Sproxton notes, "The sets are three-dimensional; they have real textures, and you almost feel like you can step into them. I think the audience enjoys that tangibility, and as kids we all wanted our dolls or action figures to come to life and speak, so the puppets have that added appeal."

Despite their appeal, the puppets in "Chicken Run" presented the filmmakers with a new set of challenges that had perhaps not immediately occurred to them when they chose chickens as their main characters. The physical attributes that prevent chickens from flying— a major theme of the story—were the very attributes that made them problematic as puppets.

"The idea of a collection of chickens with fat, round bodies standing on spindly little legs gave us pause," Park admits.

"And feathers," Lord adds. "We realized you can't do feathers in Plasticine, you can't do thin legs, and the bodies were going to weigh a ton."

Nevertheless, the filmmakers were committed, so the Aardman model makers, led by model production designer Joy Sanger, set to work finding a solution to the problem. After much experimentation, they began by creating Plasticine sculptures from which molds were made in order to cost latex skins. The skins were then fifed over silicone body shapes, which housed the intricate skeletal armatures that allowed the figures to be manipulated. For the chickens, the armature had to be reinforced to compensate for the weight of the detachable Plasticine wings and heads.

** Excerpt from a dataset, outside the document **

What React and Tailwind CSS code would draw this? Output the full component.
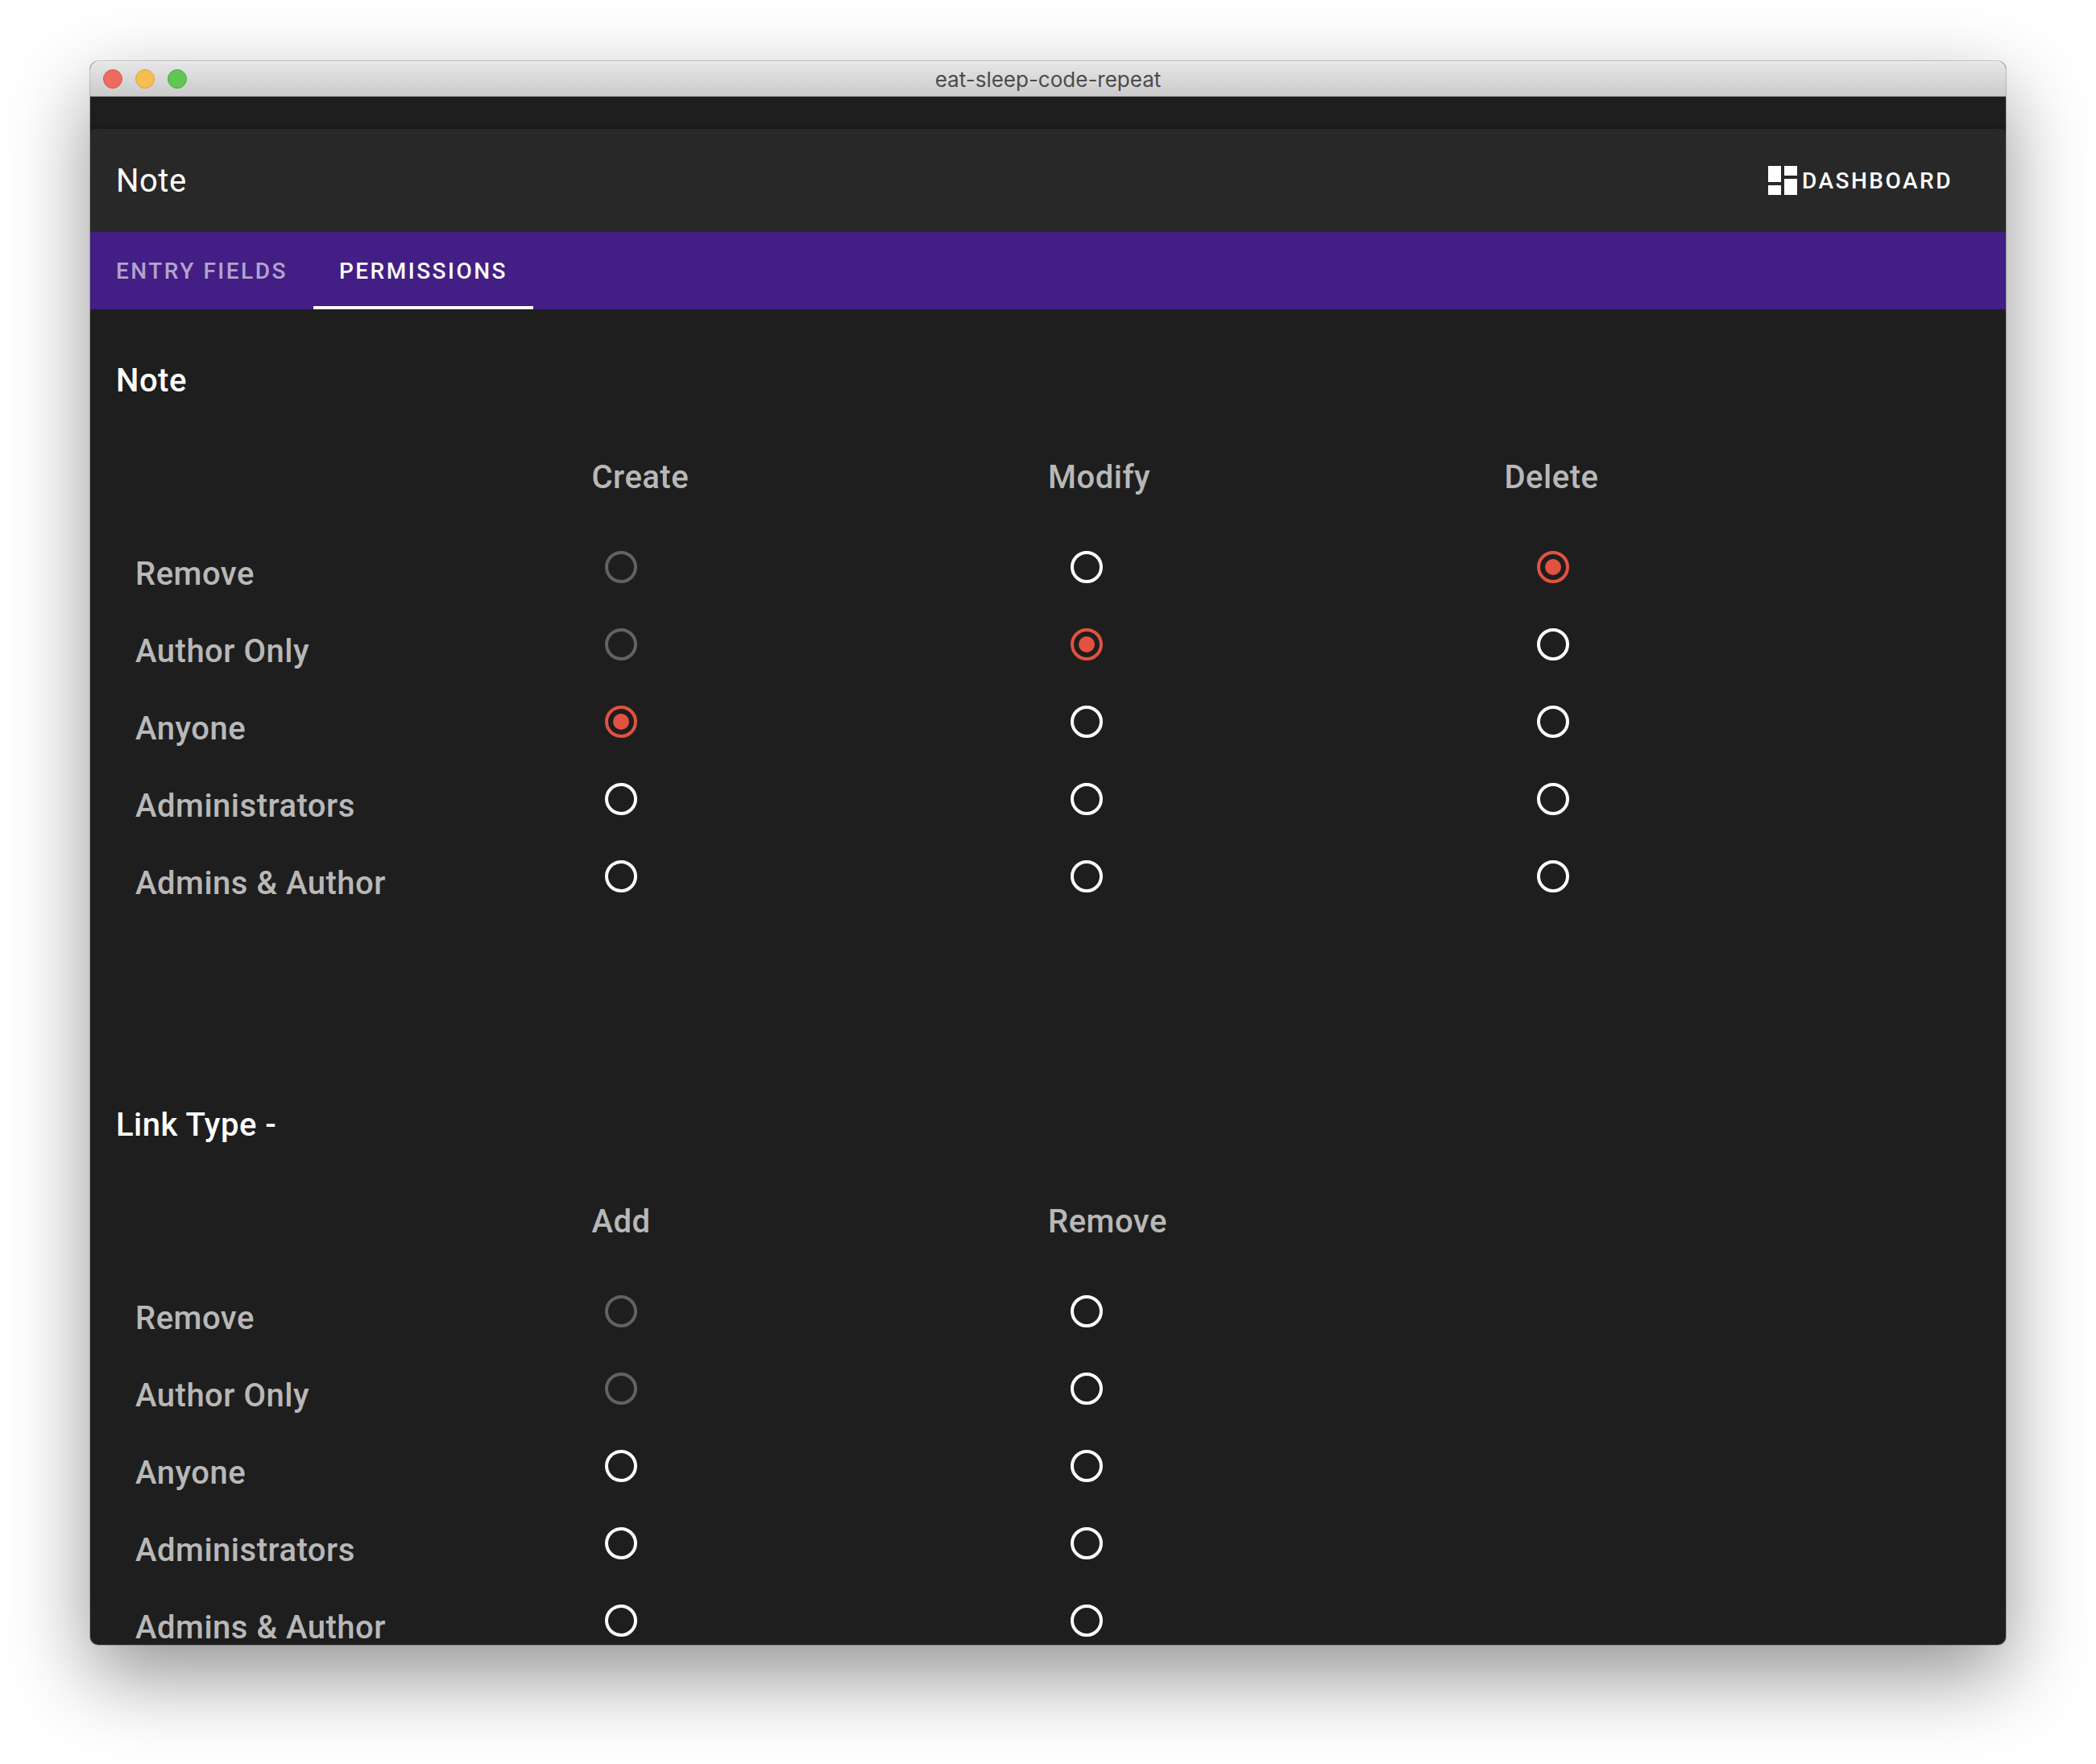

Every chicken had to be duplicated in two scales. The larger A-scale models were used for scenes in which the chickens were interacting with one another. The miniature B-scale chickens were employed for sequences in which they were juxtaposed with their larger human captors. The B-scale chickens could also be utilized to establish perspective as related to distance. There were approximately 300 A-scale chickens and about 130 B-scale chickens manufactured for the film.